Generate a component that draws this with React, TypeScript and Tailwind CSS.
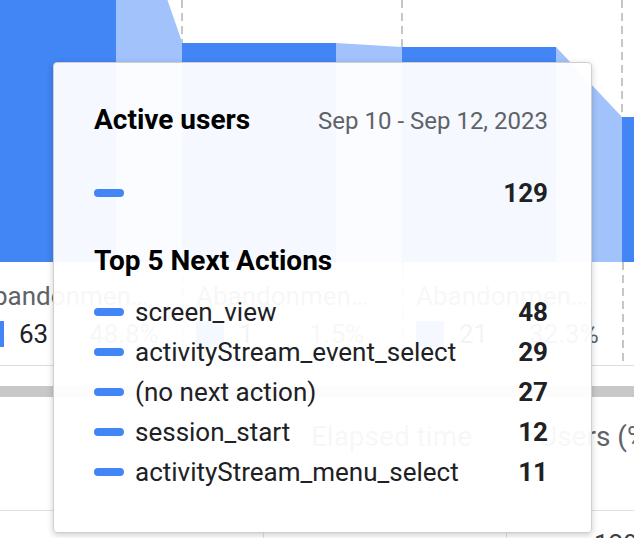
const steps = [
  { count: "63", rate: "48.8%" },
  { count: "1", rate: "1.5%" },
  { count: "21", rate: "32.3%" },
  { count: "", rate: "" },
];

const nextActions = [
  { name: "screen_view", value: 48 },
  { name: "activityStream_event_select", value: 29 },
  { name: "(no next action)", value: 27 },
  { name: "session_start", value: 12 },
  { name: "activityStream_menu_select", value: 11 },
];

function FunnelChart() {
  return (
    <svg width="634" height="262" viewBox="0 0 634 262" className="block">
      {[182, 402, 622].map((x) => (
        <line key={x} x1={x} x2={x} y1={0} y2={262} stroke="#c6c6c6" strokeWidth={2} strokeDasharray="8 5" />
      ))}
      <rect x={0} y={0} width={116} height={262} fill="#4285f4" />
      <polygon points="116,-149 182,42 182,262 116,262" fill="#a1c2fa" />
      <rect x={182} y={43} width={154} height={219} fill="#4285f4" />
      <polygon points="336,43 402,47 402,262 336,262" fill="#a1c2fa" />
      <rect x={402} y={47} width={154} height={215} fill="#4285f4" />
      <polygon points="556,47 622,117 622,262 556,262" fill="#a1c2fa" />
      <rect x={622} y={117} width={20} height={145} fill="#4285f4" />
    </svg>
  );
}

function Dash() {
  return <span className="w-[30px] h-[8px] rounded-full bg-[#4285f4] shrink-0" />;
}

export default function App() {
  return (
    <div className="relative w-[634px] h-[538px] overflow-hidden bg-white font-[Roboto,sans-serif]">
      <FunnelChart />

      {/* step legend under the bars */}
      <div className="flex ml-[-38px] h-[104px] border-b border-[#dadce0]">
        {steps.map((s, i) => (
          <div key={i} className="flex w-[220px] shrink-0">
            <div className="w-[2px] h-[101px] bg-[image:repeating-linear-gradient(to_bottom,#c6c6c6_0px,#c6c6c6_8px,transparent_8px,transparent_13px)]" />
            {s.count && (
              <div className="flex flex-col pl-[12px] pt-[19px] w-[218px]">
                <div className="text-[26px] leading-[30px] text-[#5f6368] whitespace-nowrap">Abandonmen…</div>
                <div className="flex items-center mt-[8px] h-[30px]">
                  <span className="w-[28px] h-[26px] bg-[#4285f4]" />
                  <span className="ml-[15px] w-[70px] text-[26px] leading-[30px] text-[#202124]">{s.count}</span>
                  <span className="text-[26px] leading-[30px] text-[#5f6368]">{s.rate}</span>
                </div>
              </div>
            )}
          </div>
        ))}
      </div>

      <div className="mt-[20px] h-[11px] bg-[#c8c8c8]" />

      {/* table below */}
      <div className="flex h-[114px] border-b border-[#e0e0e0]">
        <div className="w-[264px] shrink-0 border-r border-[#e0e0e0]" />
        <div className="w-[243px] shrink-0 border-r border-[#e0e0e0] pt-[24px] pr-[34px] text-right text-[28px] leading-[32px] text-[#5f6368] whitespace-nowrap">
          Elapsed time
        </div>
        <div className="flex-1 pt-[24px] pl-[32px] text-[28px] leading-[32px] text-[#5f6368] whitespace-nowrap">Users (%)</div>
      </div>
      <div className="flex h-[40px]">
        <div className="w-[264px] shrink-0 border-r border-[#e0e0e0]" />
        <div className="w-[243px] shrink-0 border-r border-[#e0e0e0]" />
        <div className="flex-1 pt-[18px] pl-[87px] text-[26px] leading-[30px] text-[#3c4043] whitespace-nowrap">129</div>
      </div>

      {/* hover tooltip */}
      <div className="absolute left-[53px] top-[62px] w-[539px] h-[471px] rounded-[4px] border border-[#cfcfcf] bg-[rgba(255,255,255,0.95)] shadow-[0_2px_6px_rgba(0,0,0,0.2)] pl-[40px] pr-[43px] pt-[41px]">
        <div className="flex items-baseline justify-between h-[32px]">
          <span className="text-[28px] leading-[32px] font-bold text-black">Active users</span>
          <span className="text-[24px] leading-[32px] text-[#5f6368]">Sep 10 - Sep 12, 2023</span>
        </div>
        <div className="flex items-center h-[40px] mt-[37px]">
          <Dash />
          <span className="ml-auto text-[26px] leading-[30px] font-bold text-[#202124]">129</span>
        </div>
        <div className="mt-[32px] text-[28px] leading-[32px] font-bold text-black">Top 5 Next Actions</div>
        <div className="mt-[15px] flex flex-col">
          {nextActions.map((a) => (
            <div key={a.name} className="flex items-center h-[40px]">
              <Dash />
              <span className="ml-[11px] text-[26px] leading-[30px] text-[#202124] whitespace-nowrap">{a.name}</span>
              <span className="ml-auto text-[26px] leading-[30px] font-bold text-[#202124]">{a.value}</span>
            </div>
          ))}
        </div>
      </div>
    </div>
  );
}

What to do:
Leave the pictures out and copy the rest of the data exactly.

Answer to the problem:
Generate a component that draws this with React, TypeScript and Tailwind CSS.
const steps = [
  { count: "63", rate: "48.8%" },
  { count: "1", rate: "1.5%" },
  { count: "21", rate: "32.3%" },
  { count: "", rate: "" },
];

const nextActions = [
  { name: "screen_view", value: 48 },
  { name: "activityStream_event_select", value: 29 },
  { name: "(no next action)", value: 27 },
  { name: "session_start", value: 12 },
  { name: "activityStream_menu_select", value: 11 },
];

function FunnelChart() {
  return (
    <svg width="634" height="262" viewBox="0 0 634 262" className="block">
      {[182, 402, 622].map((x) => (
        <line key={x} x1={x} x2={x} y1={0} y2={262} stroke="#c6c6c6" strokeWidth={2} strokeDasharray="8 5" />
      ))}
      <rect x={0} y={0} width={116} height={262} fill="#4285f4" />
      <polygon points="116,-149 182,42 182,262 116,262" fill="#a1c2fa" />
      <rect x={182} y={43} width={154} height={219} fill="#4285f4" />
      <polygon points="336,43 402,47 402,262 336,262" fill="#a1c2fa" />
      <rect x={402} y={47} width={154} height={215} fill="#4285f4" />
      <polygon points="556,47 622,117 622,262 556,262" fill="#a1c2fa" />
      <rect x={622} y={117} width={20} height={145} fill="#4285f4" />
    </svg>
  );
}

function Dash() {
  return <span className="w-[30px] h-[8px] rounded-full bg-[#4285f4] shrink-0" />;
}

export default function App() {
  return (
    <div className="relative w-[634px] h-[538px] overflow-hidden bg-white font-[Roboto,sans-serif]">
      <FunnelChart />

      {/* step legend under the bars */}
      <div className="flex ml-[-38px] h-[104px] border-b border-[#dadce0]">
        {steps.map((s, i) => (
          <div key={i} className="flex w-[220px] shrink-0">
            <div className="w-[2px] h-[101px] bg-[image:repeating-linear-gradient(to_bottom,#c6c6c6_0px,#c6c6c6_8px,transparent_8px,transparent_13px)]" />
            {s.count && (
              <div className="flex flex-col pl-[12px] pt-[19px] w-[218px]">
                <div className="text-[26px] leading-[30px] text-[#5f6368] whitespace-nowrap">Abandonmen…</div>
                <div className="flex items-center mt-[8px] h-[30px]">
                  <span className="w-[28px] h-[26px] bg-[#4285f4]" />
                  <span className="ml-[15px] w-[70px] text-[26px] leading-[30px] text-[#202124]">{s.count}</span>
                  <span className="text-[26px] leading-[30px] text-[#5f6368]">{s.rate}</span>
                </div>
              </div>
            )}
          </div>
        ))}
      </div>

      <div className="mt-[20px] h-[11px] bg-[#c8c8c8]" />

      {/* table below */}
      <div className="flex h-[114px] border-b border-[#e0e0e0]">
        <div className="w-[264px] shrink-0 border-r border-[#e0e0e0]" />
        <div className="w-[243px] shrink-0 border-r border-[#e0e0e0] pt-[24px] pr-[34px] text-right text-[28px] leading-[32px] text-[#5f6368] whitespace-nowrap">
          Elapsed time
        </div>
        <div className="flex-1 pt-[24px] pl-[32px] text-[28px] leading-[32px] text-[#5f6368] whitespace-nowrap">Users (%)</div>
      </div>
      <div className="flex h-[40px]">
        <div className="w-[264px] shrink-0 border-r border-[#e0e0e0]" />
        <div className="w-[243px] shrink-0 border-r border-[#e0e0e0]" />
        <div className="flex-1 pt-[18px] pl-[87px] text-[26px] leading-[30px] text-[#3c4043] whitespace-nowrap">129</div>
      </div>

      {/* hover tooltip */}
      <div className="absolute left-[53px] top-[62px] w-[539px] h-[471px] rounded-[4px] border border-[#cfcfcf] bg-[rgba(255,255,255,0.95)] shadow-[0_2px_6px_rgba(0,0,0,0.2)] pl-[40px] pr-[43px] pt-[41px]">
        <div className="flex items-baseline justify-between h-[32px]">
          <span className="text-[28px] leading-[32px] font-bold text-black">Active users</span>
          <span className="text-[24px] leading-[32px] text-[#5f6368]">Sep 10 - Sep 12, 2023</span>
        </div>
        <div className="flex items-center h-[40px] mt-[37px]">
          <Dash />
          <span className="ml-auto text-[26px] leading-[30px] font-bold text-[#202124]">129</span>
        </div>
        <div className="mt-[32px] text-[28px] leading-[32px] font-bold text-black">Top 5 Next Actions</div>
        <div className="mt-[15px] flex flex-col">
          {nextActions.map((a) => (
            <div key={a.name} className="flex items-center h-[40px]">
              <Dash />
              <span className="ml-[11px] text-[26px] leading-[30px] text-[#202124] whitespace-nowrap">{a.name}</span>
              <span className="ml-auto text-[26px] leading-[30px] font-bold text-[#202124]">{a.value}</span>
            </div>
          ))}
        </div>
      </div>
    </div>
  );
}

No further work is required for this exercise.